> [Set task]:
Filter these entries, keeping only lines that hold the word "Tailwind".

> [Working data]:
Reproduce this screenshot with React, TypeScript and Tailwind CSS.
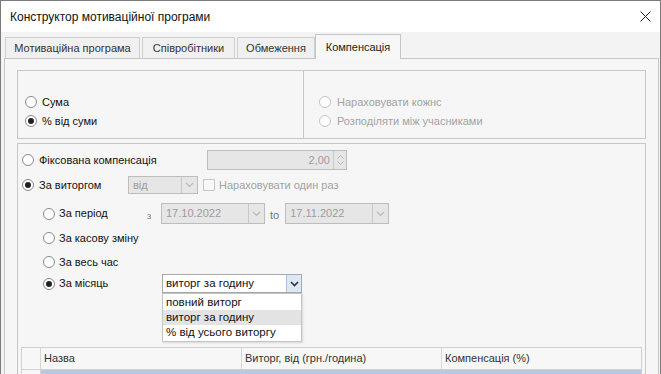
import React from "react";

const font = { fontFamily: '"Liberation Sans", Arial, sans-serif' };

function Radio({ checked, disabled }: { checked?: boolean; disabled?: boolean }) {
  return (
    <span
      className={`flex h-[12px] w-[12px] shrink-0 items-center justify-center rounded-full border bg-white ${
        disabled ? "border-[#c4c4c4] bg-[#f6f6f6]" : "border-[#8a8a8a]"
      }`}
    >
      {checked && <span className="h-[6px] w-[6px] rounded-full bg-[#222]" />}
    </span>
  );
}

function Chevron({ color = "#b0b0b0", w = 2 }: { color?: string; w?: number }) {
  return (
    <svg width="9" height="6" viewBox="0 0 9 6">
      <path d="M1 1 L4.5 4.5 L8 1" fill="none" stroke={color} strokeWidth={w} />
    </svg>
  );
}

function DisabledSelect({ value, w, h }: { value: string; w: string; h: string }) {
  return (
    <div className={`flex ${w} ${h} border border-[#bdbdbd] bg-[#e6e6e6]`}>
      <div className="flex flex-1 items-center pl-[4px] text-[11px] text-[#9c9c9c]">{value}</div>
      <div className="flex w-[16px] items-center justify-center border-l border-[#c8c8c8]">
        <Chevron color="#b8b8b8" w={1.2} />
      </div>
    </div>
  );
}

function Tab({ label, w, active }: { label: string; w: string; active?: boolean }) {
  return active ? (
    <div className={`relative z-10 -mb-px flex h-[25px] ${w} items-center justify-center border border-b-0 border-[#c6c6c6] bg-[#f7f7f7] text-[11px] text-[#222]`}>
      {label}
    </div>
  ) : (
    <div className={`flex h-[21px] ${w} items-center justify-center border border-b-0 border-[#cfcfcf] bg-[#f0f0f0] text-[11px] text-[#333]`}>
      {label}
    </div>
  );
}

export default function App() {
  return (
    <div
      style={font}
      className="h-[374px] w-[661px] overflow-hidden border-l border-r border-t border-[#7a7a7a] bg-[#f3f3f3] text-[#111]"
    >
      {/* title bar */}
      <div className="flex h-[31px] items-center justify-between bg-white pl-[9px] pr-[9px]">
        <span className="text-[12px] text-[#111]">Конструктор мотиваційної програми</span>
        <svg width="11" height="11" viewBox="0 0 11 11">
          <path d="M0.5 0.5 L10.5 10.5 M10.5 0.5 L0.5 10.5" stroke="#222" strokeWidth="1" />
        </svg>
      </div>

      {/* tabs */}
      <div className="flex items-end pl-[4px] pt-[2px]">
        <Tab label="Мотиваційна програма" w="w-[135px]" />
        <div className="ml-[2px]">
          <Tab label="Співробітники" w="w-[93px]" />
        </div>
        <div className="ml-[2px]">
          <Tab label="Обмеження" w="w-[78px]" />
        </div>
        <Tab label="Компенсація" w="w-[86px]" active />
      </div>

      {/* tab panel */}
      <div className="ml-[3px] mr-[1px] h-[400px] border border-[#c6c6c6] bg-[#f6f6f6] pl-[12px] pr-[12px] pt-[11px]">
        {/* group 1 */}
        <div className="flex h-[69px] border border-[#c8c8c8]">
          <div className="flex w-[286px] flex-col justify-end gap-[7px] border-r border-[#c8c8c8] pb-[11px] pl-[7px]">
            <div className="flex h-[12px] items-center gap-[5px] text-[11px]">
              <Radio />
              <span>Сума</span>
            </div>
            <div className="flex h-[12px] items-center gap-[5px] text-[11px]">
              <Radio checked />
              <span>% від суми</span>
            </div>
          </div>
          <div className="flex flex-1 flex-col justify-end gap-[7px] pb-[11px] pl-[15px] text-[#a3a3a3]">
            <div className="flex h-[12px] items-center gap-[6px] text-[11px]">
              <Radio disabled />
              <span>Нараховувати кожнс</span>
            </div>
            <div className="flex h-[12px] items-center gap-[6px] text-[11px]">
              <Radio disabled />
              <span>Розподіляти між учасниками</span>
            </div>
          </div>
        </div>

        {/* group 2 */}
        <div className="mt-[4px] h-[300px] border border-[#c8c8c8] pl-[4px] pt-[6px] text-[11px]">
          <div className="flex h-[20px] items-center">
            <div className="flex w-[185px] items-center gap-[5px]">
              <Radio />
              <span>Фіксована компенсація</span>
            </div>
            <div className="flex h-[20px] w-[140px] border border-[#bdbdbd] bg-[#e6e6e6]">
              <div className="flex flex-1 items-center justify-end pr-[3px] text-[#9c9c9c]">2,00</div>
              <div className="flex w-[13px] flex-col items-center justify-center gap-[2px] border-l border-[#c8c8c8]">
                <svg width="7" height="4" viewBox="0 0 7 4">
                  <path d="M0.5 3.5 L3.5 0.5 L6.5 3.5" fill="none" stroke="#b8b8b8" strokeWidth="1" />
                </svg>
                <svg width="7" height="4" viewBox="0 0 7 4">
                  <path d="M0.5 0.5 L3.5 3.5 L6.5 0.5" fill="none" stroke="#b8b8b8" strokeWidth="1" />
                </svg>
              </div>
            </div>
          </div>

          <div className="mt-[6px] flex h-[18px] items-center">
            <div className="flex w-[106px] items-center gap-[5px]">
              <Radio checked />
              <span>За виторгом</span>
            </div>
            <DisabledSelect value="від" w="w-[70px]" h="h-[18px]" />
            <span className="ml-[5px] h-[12px] w-[12px] border border-[#c8c8c8] bg-[#f8f8f8]" />
            <span className="ml-[4px] text-[#a3a3a3]">Нараховувати один раз</span>
          </div>

          <div className="mt-[9px] flex h-[21px] items-center pl-[21px]">
            <div className="flex w-[104px] items-center gap-[4px]">
              <Radio />
              <span>За період</span>
            </div>
            <span className="w-[14px] pt-[6px] text-[9px] text-[#777]">з</span>
            <DisabledSelect value="17.10.2022" w="w-[104px]" h="h-[21px]" />
            <span className="ml-[5px] mr-[6px] pt-[3px] text-[#777]">to</span>
            <DisabledSelect value="17.11.2022" w="w-[104px]" h="h-[21px]" />
          </div>

          <div className="mt-[2px] flex h-[24px] items-center gap-[4px] pl-[21px]">
            <Radio />
            <span>За касову зміну</span>
          </div>
          <div className="flex h-[24px] items-center gap-[4px] pl-[21px]">
            <Radio />
            <span>За весь час</span>
          </div>

          <div className="flex h-[19px] items-center pl-[21px]">
            <div className="flex w-[119px] items-center gap-[4px]">
              <Radio checked />
              <span>За місяць</span>
            </div>
            <div className="relative flex h-[19px] w-[140px] border border-[#a9a9a9] bg-white">
              <div className="flex flex-1 items-center pl-[3px] text-[11.5px] text-[#111]">виторг за годину</div>
              <div className="flex w-[15px] items-center justify-center border-l border-[#a9c3e0] bg-[#dce8f5]">
                <Chevron color="#333" w={1.6} />
              </div>
              {/* open list */}
              <div className="absolute left-[-1px] top-[18px] z-20 w-[140px] border border-[#c4c4c4] bg-white py-[1px] text-[11.5px] text-[#111] shadow-[1px_1px_2px_rgba(0,0,0,0.12)]">
                <div className="flex h-[15px] items-center pl-[3px]">повний виторг</div>
                <div className="flex h-[15px] items-center bg-[#e3e3e3] pl-[3px]">виторг за годину</div>
                <div className="flex h-[15px] items-center pl-[3px]">% від усього виторгу</div>
              </div>
            </div>
          </div>

          {/* table */}
          <div className="ml-[-1px] mt-[54px] w-[621px] border-l border-r border-t border-[#d0d0d0] text-[11px]">
            <div className="flex h-[21px] bg-[#f7f7f7] text-[#333]">
              <div className="w-[19px] border-r border-[#d6d6d6]" />
              <div className="flex w-[201px] items-center border-r border-[#d6d6d6] pl-[3px]">Назва</div>
              <div className="flex w-[200px] items-center border-r border-[#d6d6d6] pl-[3px]">Виторг, від (грн./година)</div>
              <div className="flex flex-1 items-center pl-[3px]">Компенсація (%)</div>
            </div>
            <div className="flex h-[20px] border-t border-[#d0d0d0]">
              <div className="w-[19px] border-r border-[#d6d6d6] bg-[#f7f7f7]" />
              <div className="flex-1 bg-[#b7c9e2]" />
            </div>
          </div>
        </div>
      </div>
    </div>
  );
}
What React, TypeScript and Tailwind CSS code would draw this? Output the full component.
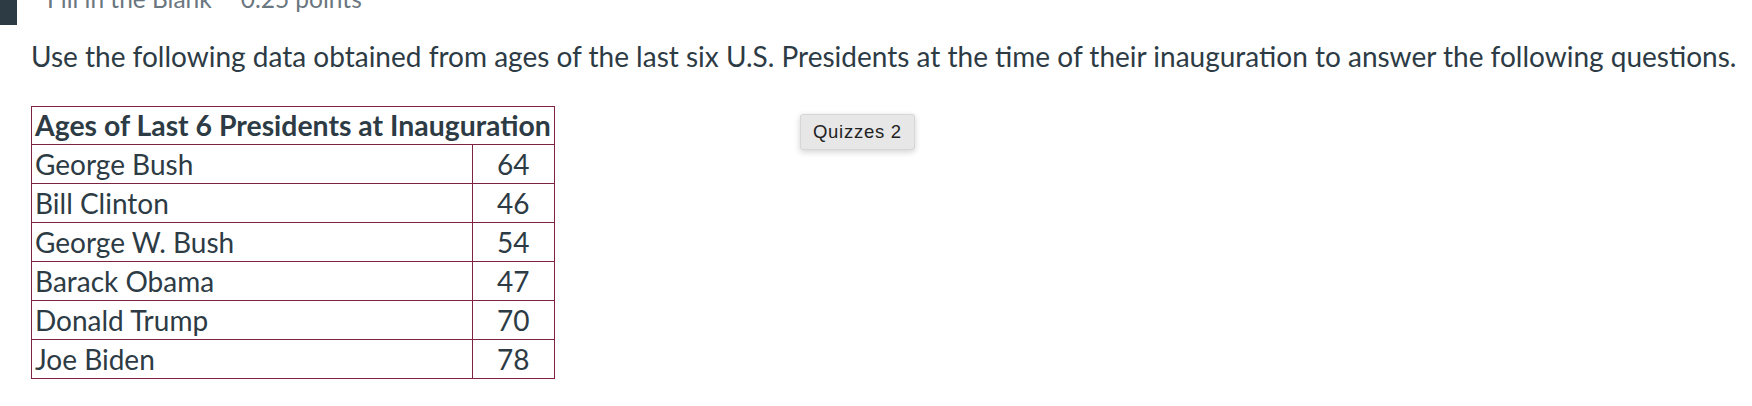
const rows: [string, number][] = [
  ["George Bush", 64],
  ["Bill Clinton", 46],
  ["George W. Bush", 54],
  ["Barack Obama", 47],
  ["Donald Trump", 70],
  ["Joe Biden", 78],
];

export default function App() {
  return (
    <div className="h-[406px] w-[1752px] overflow-hidden bg-white font-['Lato',sans-serif] text-[#2d3b45]">
      {/* question header, scrolled mostly out of view */}
      <div className="flex h-[25px] items-start">
        <div className="h-[25px] w-[17px] bg-[#2d3b45]" />
        <div className="-mt-[13px] ml-[30px] flex gap-[29px] text-[24.5px] leading-[24.5px] text-[#6b7780]">
          <span>Fill in the Blank</span>
          <span>0.25 points</span>
        </div>
      </div>

      <p className="ml-[31px] mt-[14px] text-[28px] leading-[34px]">
        Use the following data obtained from ages of the last six U.S. Presidents at the time of their inauguration to
        answer the following questions.
      </p>

      <div className="ml-[31px] mt-[33px] flex items-start">
        <table className="border-collapse border border-[#7e2340] text-[28px] leading-[38px]">
          <thead>
            <tr>
              <th
                colSpan={2}
                className="border border-[#7e2340] px-[3px] text-left text-[28.4px] font-bold leading-[37px]"
              >
                Ages of Last 6 Presidents at Inauguration
              </th>
            </tr>
          </thead>
          <tbody>
            {rows.map(([name, age]) => (
              <tr key={name}>
                <td className="border border-[#7e2340] px-[3px]">{name}</td>
                <td className="w-[82px] border border-[#7e2340] text-center">{age}</td>
              </tr>
            ))}
          </tbody>
        </table>

        <button className="ml-[245px] mt-[8px] h-[36px] w-[115px] rounded-[3px] border border-[#d6d6d6] bg-[#e7e7e7] font-['Liberation_Sans',sans-serif] text-[18.5px] tracking-[0.04em] text-[#222] shadow-[0_2px_6px_rgba(0,0,0,0.18)]">
          Quizzes 2
        </button>
      </div>
    </div>
  );
}
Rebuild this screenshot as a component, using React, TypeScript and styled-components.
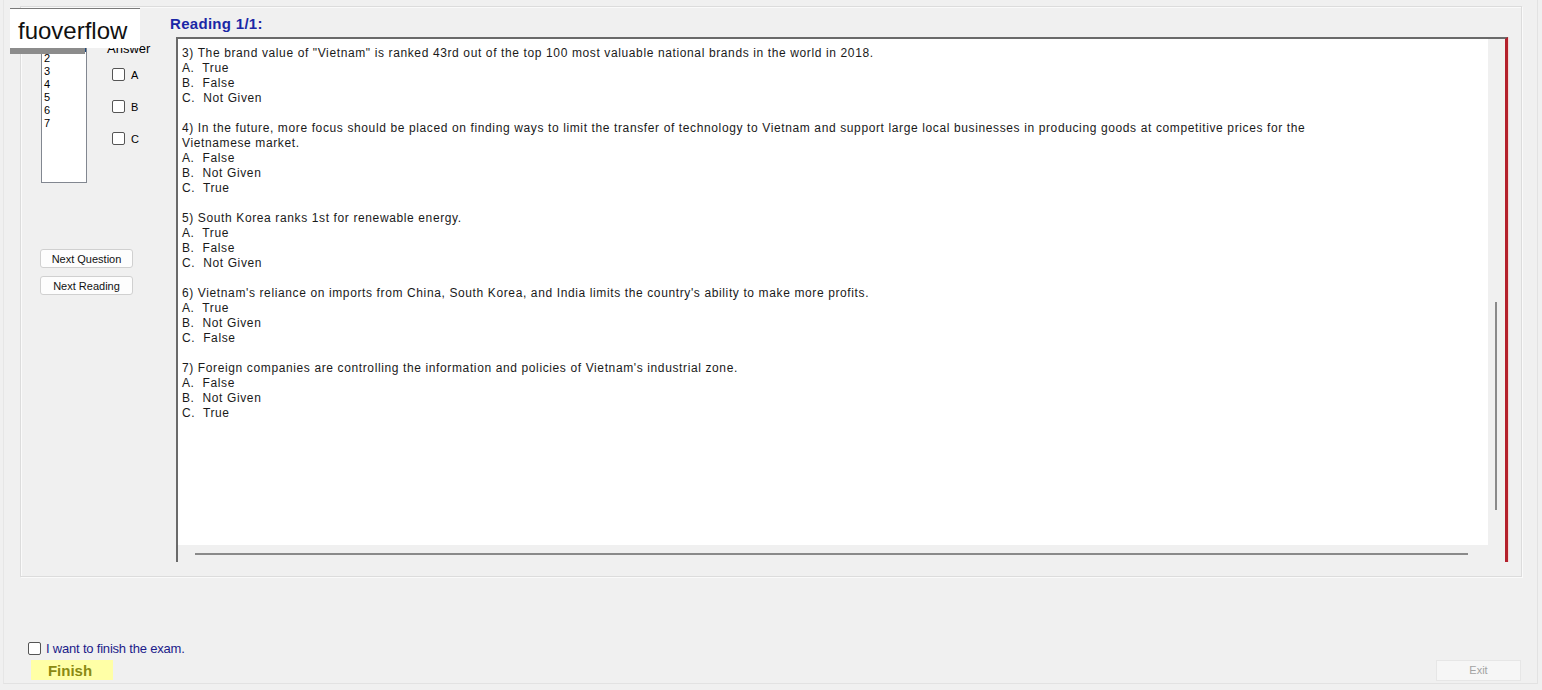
import React from "react";
import styled, { createGlobalStyle } from "styled-components";

const GlobalStyle = createGlobalStyle`
  html, body { margin: 0; padding: 0; background: #f0f0f0; }
  body { font-family: "Liberation Sans", Arial, sans-serif; color: #000; }
  * { box-sizing: border-box; }
`;

const Page = styled.div`
  position: relative;
  width: 1542px;
  height: 690px;
  overflow: hidden;
  background: #f0f0f0;
`;

const Frame = styled.div`
  margin: 0 4px 0 3px;
  height: 684px;
  border-left: 1px solid #e6e6e6;
  border-right: 1px solid #e2e2e2;
  border-bottom: 1px solid #e2e2e2;
  display: flex;
  flex-direction: column;
`;

const GroupBox = styled.div`
  margin: 6px 0 0 16px;
  width: 1502px;
  height: 571px;
  border: 1px solid #dcdcdc;
  box-shadow: inset 1px 1px 0 #fafafa, 1px 1px 0 #fafafa;
  display: flex;
`;

const Sidebar = styled.div`
  width: 149px;
  padding: 31px 0 0 20px;
  display: flex;
  flex-direction: column;
`;

const TopRow = styled.div`
  display: flex;
  gap: 20px;
`;

const ListBox = styled.div`
  width: 46px;
  height: 145px;
  background: #fff;
  border: 1px solid #828790;
  font-size: 11px;
`;

const ListItem = styled.div<{ $selected?: boolean }>`
  height: 13px;
  line-height: 13px;
  padding-left: 2px;
  background: ${(p) => (p.$selected ? "#1f4a7e" : "transparent")};
  color: ${(p) => (p.$selected ? "#fff" : "#000")};
`;

const AnswerCol = styled.div`
  display: flex;
  flex-direction: column;
  padding-top: 3px;
`;

const AnswerLabel = styled.div`
  font-size: 13px;
  line-height: 15px;
  color: #000;
  margin-bottom: 12px;
`;

const CheckRow = styled.label`
  display: flex;
  align-items: center;
  gap: 6px;
  font-size: 11px;
  height: 13px;
  margin-left: 5px;
  margin-bottom: 19px;
`;

const Box = styled.span`
  display: inline-block;
  width: 13px;
  height: 13px;
  border: 1px solid #555;
  border-radius: 2px;
  background: #fff;
`;

const ButtonCol = styled.div`
  margin-top: 66px;
  margin-left: -1px;
  display: flex;
  flex-direction: column;
  gap: 8px;
`;

const SmallButton = styled.div`
  width: 93px;
  height: 19px;
  border: 1px solid #d0d0d0;
  border-radius: 3px;
  background: #fdfdfd;
  font-size: 11px;
  line-height: 18px;
  text-align: center;
  color: #111;
`;

const Content = styled.div`
  flex: 1;
  display: flex;
  flex-direction: column;
`;

const Title = styled.div`
  font-weight: bold;
  font-size: 15px;
  line-height: 16px;
  letter-spacing: 0.3px;
  color: #1a27a6;
  padding: 9px 0 0 0;
  height: 30px;
`;

const TextBox = styled.div`
  margin-left: 6px;
  width: 1332px;
  height: 525px;
  border-left: 2px solid #6a6a6a;
  border-top: 2px solid #6a6a6a;
  border-right: 3px solid #b3202c;
  box-shadow: 1px 0 0 #f7d9d2, 2px 0 0 #e6ecf6;
  display: grid;
  grid-template-columns: 1fr 17px;
  grid-template-rows: 1fr 17px;
  background: #f0f0f0;
`;

const TextArea = styled.div`
  background: #fff;
  padding: 7px 0 0 4px;
  font-size: 12px;
  line-height: 15px;
  letter-spacing: 0.62px;
  color: #1a1a1a;
  overflow: hidden;
`;

const Line = styled.div`
  white-space: pre;
  height: 15px;
`;

const VScroll = styled.div`
  display: flex;
  justify-content: center;
  align-items: flex-start;
`;

const VThumb = styled.div`
  width: 2px;
  height: 208px;
  margin-top: 263px;
  margin-left: -2px;
  background: #8a8a8a;
`;

const HScroll = styled.div`
  display: flex;
  align-items: center;
  padding-left: 17px;
`;

const HThumb = styled.div`
  height: 2px;
  width: 1273px;
  background: #8a8a8a;
`;

const Corner = styled.div`
  background: #f0f0f0;
`;

const Bottom = styled.div`
  display: flex;
  flex-direction: column;
  padding: 64px 0 0 24px;
`;

const FinishCheck = styled.label`
  display: flex;
  align-items: center;
  gap: 5px;
  font-size: 13px;
  color: #1b1b8a;
  height: 15px;
  letter-spacing: -0.2px;
`;

const FinishRow = styled.div`
  display: flex;
  justify-content: space-between;
  margin-top: 4px;
  padding-right: 16px;
`;

const FinishButton = styled.div`
  margin-left: 3px;
  width: 82px;
  height: 20px;
  background: #ffffa6;
  color: #8a8a12;
  font-weight: bold;
  font-size: 15px;
  line-height: 21px;
  text-align: center;
  padding-right: 4px;
`;

const ExitButton = styled.div`
  width: 85px;
  height: 21px;
  background: #f6f6f6;
  border: 1px solid #e6e6e6;
  color: #a3a3a3;
  font-size: 11px;
  line-height: 19px;
  text-align: center;
`;

const Watermark = styled.div`
  position: absolute;
  left: 10px;
  top: 8px;
  width: 130px;
  height: 40px;
  background: #fff;
  border-top: 1px solid #7a7a7a;
  font-family: "Liberation Sans", Arial, sans-serif;
  font-size: 24px;
  line-height: 36px;
  padding: 4px 0 0 8px;
  color: #111;

  &::after {
    content: "";
    position: absolute;
    left: 0;
    top: 39px;
    width: 75px;
    height: 6px;
    background: #8c8c8c;
  }
`;

const lines: string[] = [
  '3) The brand value of "Vietnam" is ranked 43rd out of the top 100 most valuable national brands in the world in 2018.',
  "A.  True",
  "B.  False",
  "C.  Not Given",
  "",
  "4) In the future, more focus should be placed on finding ways to limit the transfer of technology to Vietnam and support large local businesses in producing goods at competitive prices for the",
  "Vietnamese market.",
  "A.  False",
  "B.  Not Given",
  "C.  True",
  "",
  "5) South Korea ranks 1st for renewable energy.",
  "A.  True",
  "B.  False",
  "C.  Not Given",
  "",
  "6) Vietnam's reliance on imports from China, South Korea, and India limits the country's ability to make more profits.",
  "A.  True",
  "B.  Not Given",
  "C.  False",
  "",
  "7) Foreign companies are controlling the information and policies of Vietnam's industrial zone.",
  "A.  False",
  "B.  Not Given",
  "C.  True",
];

export default function App() {
  return (
    <Page>
      <GlobalStyle />
      <Frame>
        <GroupBox>
          <Sidebar>
            <TopRow>
              <ListBox>
                {["1", "2", "3", "4", "5", "6", "7"].map((n, i) => (
                  <ListItem key={n} $selected={i === 0}>
                    {n}
                  </ListItem>
                ))}
              </ListBox>
              <AnswerCol>
                <AnswerLabel>Answer</AnswerLabel>
                {["A", "B", "C"].map((l) => (
                  <CheckRow key={l}>
                    <Box />
                    {l}
                  </CheckRow>
                ))}
              </AnswerCol>
            </TopRow>
            <ButtonCol>
              <SmallButton>Next Question</SmallButton>
              <SmallButton>Next Reading</SmallButton>
            </ButtonCol>
          </Sidebar>
          <Content>
            <Title>Reading 1/1:</Title>
            <TextBox>
              <TextArea>
                {lines.map((t, i) => (
                  <Line key={i}>{t}</Line>
                ))}
              </TextArea>
              <VScroll>
                <VThumb />
              </VScroll>
              <HScroll>
                <HThumb />
              </HScroll>
              <Corner />
            </TextBox>
          </Content>
        </GroupBox>
        <Bottom>
          <FinishCheck>
            <Box />
            I want to finish the exam.
          </FinishCheck>
          <FinishRow>
            <FinishButton>Finish</FinishButton>
            <ExitButton>Exit</ExitButton>
          </FinishRow>
        </Bottom>
      </Frame>
      <Watermark>fuoverflow</Watermark>
    </Page>
  );
}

> [Reply]:
Reproduce this screenshot with React, TypeScript and Tailwind CSS.
What React, TypeScript and Tailwind CSS code would draw this? Output the full component.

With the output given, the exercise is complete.